NavList:
A Community Devoted to the Preservation and Practice of Celestial Navigation and Other Methods of Traditional Wayfinding
Re: Comments on the units
From: Clyde Nickerson
Date: 2006 Apr 7, 18:08 -0300
From: Clyde Nickerson
Date: 2006 Apr 7, 18:08 -0300
For Alex, Yes there is something similar in the West....Canadian Gunners use the mil. 17.7 mils to the degree , if my memory of Arty training 50 years ago is correct.
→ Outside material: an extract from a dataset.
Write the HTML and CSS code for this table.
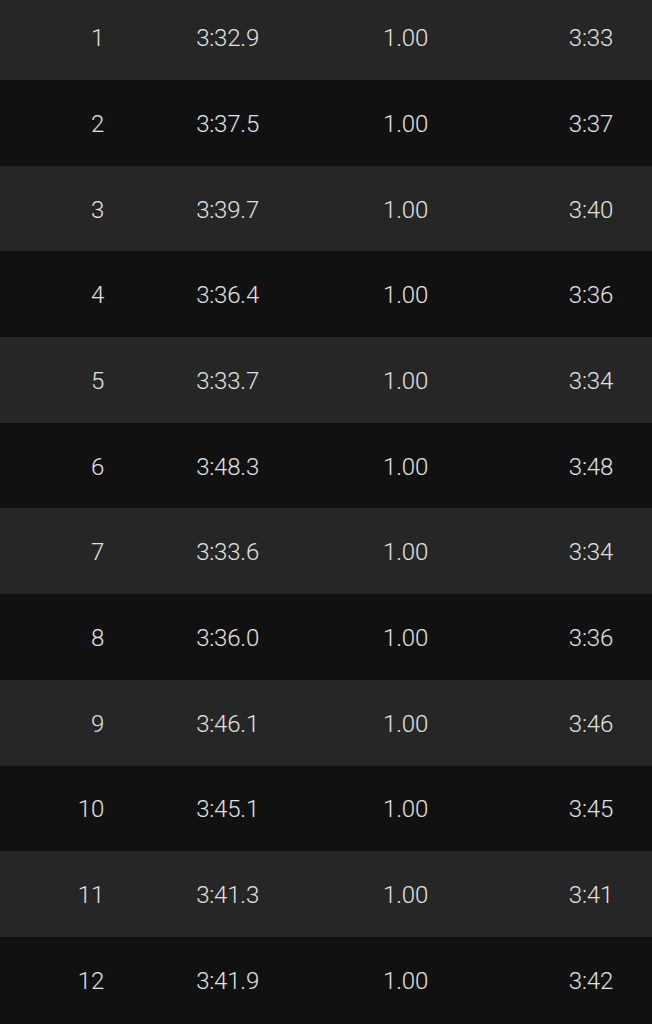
FILE: index.html
```html
<!DOCTYPE html>
<html>
<head>
<meta charset="utf-8">
<link rel="stylesheet" href="styles.css">
</head>
<body>
<div class="table">
  <div class="row light"><span class="c1">1</span><span class="c2">3:32.9</span><span class="c3">1.00</span><span class="c4">3:33</span></div>
  <div class="row dark"><span class="c1">2</span><span class="c2">3:37.5</span><span class="c3">1.00</span><span class="c4">3:37</span></div>
  <div class="row light"><span class="c1">3</span><span class="c2">3:39.7</span><span class="c3">1.00</span><span class="c4">3:40</span></div>
  <div class="row dark"><span class="c1">4</span><span class="c2">3:36.4</span><span class="c3">1.00</span><span class="c4">3:36</span></div>
  <div class="row light"><span class="c1">5</span><span class="c2">3:33.7</span><span class="c3">1.00</span><span class="c4">3:34</span></div>
  <div class="row dark"><span class="c1">6</span><span class="c2">3:48.3</span><span class="c3">1.00</span><span class="c4">3:48</span></div>
  <div class="row light"><span class="c1">7</span><span class="c2">3:33.6</span><span class="c3">1.00</span><span class="c4">3:34</span></div>
  <div class="row dark"><span class="c1">8</span><span class="c2">3:36.0</span><span class="c3">1.00</span><span class="c4">3:36</span></div>
  <div class="row light"><span class="c1">9</span><span class="c2">3:46.1</span><span class="c3">1.00</span><span class="c4">3:46</span></div>
  <div class="row dark"><span class="c1">10</span><span class="c2">3:45.1</span><span class="c3">1.00</span><span class="c4">3:45</span></div>
  <div class="row light"><span class="c1">11</span><span class="c2">3:41.3</span><span class="c3">1.00</span><span class="c4">3:41</span></div>
  <div class="row dark"><span class="c1">12</span><span class="c2">3:41.9</span><span class="c3">1.00</span><span class="c4">3:42</span></div>
</div>
</body>
</html>
```
FILE: styles.css
```css
html, body {
  margin: 0;
  padding: 0;
  background: #111111;
  overflow: hidden;
}
.table {
  display: flex;
  flex-direction: column;
  margin-top: -5.7px;
  font-family: Roboto, "Liberation Sans", sans-serif;
  font-weight: 300;
  font-size: 24px;
  letter-spacing: -0.2px;
  color: #e2e2e2;
}
.row {
  box-sizing: border-box;
  height: 85.7px;
  padding-top: 2px;
  display: grid;
  grid-template-columns: 104px 155px 169px 185px;
  align-items: center;
  text-align: right;
}
.light { background: #262626; }
.dark { background: #111111; }
.row span { line-height: 1; }
```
Clyde ----- Original Message ----- From: "Alexandre E Eremenko"To: Sent: Friday, April 07, 2006 3:07 PM Subject: Comments on the units > Perhaps this does not fit exactly in > the list scope but I will comment a bit about this funny subject > of the units. > > On Fri, 7 Apr 2006, George Huxtable wrote: > > > | We think of the metric system being firmly established in the world, but > > | only a part of it -- measurement of distance and temperature -- is > > | universal. > > I am surprised with this statement. > If you subtract the US, from the rest of the world, > the metric system if firmly established in EVERYTHING > except time/angular measures. > > Of course there is nothing good or natural about base 10 at all. > Bases 8 and 12 are much more convenient for many purposes. > I know of one attempt of transfer to base 8 > (Charles XII of Sweden tried to introduce it as a general standard. > But he died young (and defeated)). > > > Grads (100, not 90, to the right-angle) still appear on some French maps. > > In Soviet artillery, at least when I served for a brief period in 1975, > the angle measurement unit was called simply "one division". > There were 6000 divisions in the full circle. > The reason for this was that 6 is a reasonable approximation to 2pi. > Thus an object of size 1 meter is seen at the distance of 1 kilometer > under the angle of 1 division, approximately. > So if you see a tank whose height is 3 meters under the angle > of 2 divisions, the distance is (3/2) times 1000=1500 meters, > very simple for quick calculation in your head:-) > But the precision instruments were also graded in "divisions" > to avoid confusion. > > Confusion however occured in the interaction with > our aviation where the angles were naturally measured in degrees... > or with the navy where the distances were measured in cables > and miles but the angles still in degrees:-) > > Grades were also used somewhere in the military but I don't remember > where:-) > > But speaking seriously, probably one reason why the system based > on 60 still holds is that 6 is close to 2pi. Closer than 10 anyway:-) > > Is there anything similar to the Soviet "division" in the West? > > Alex.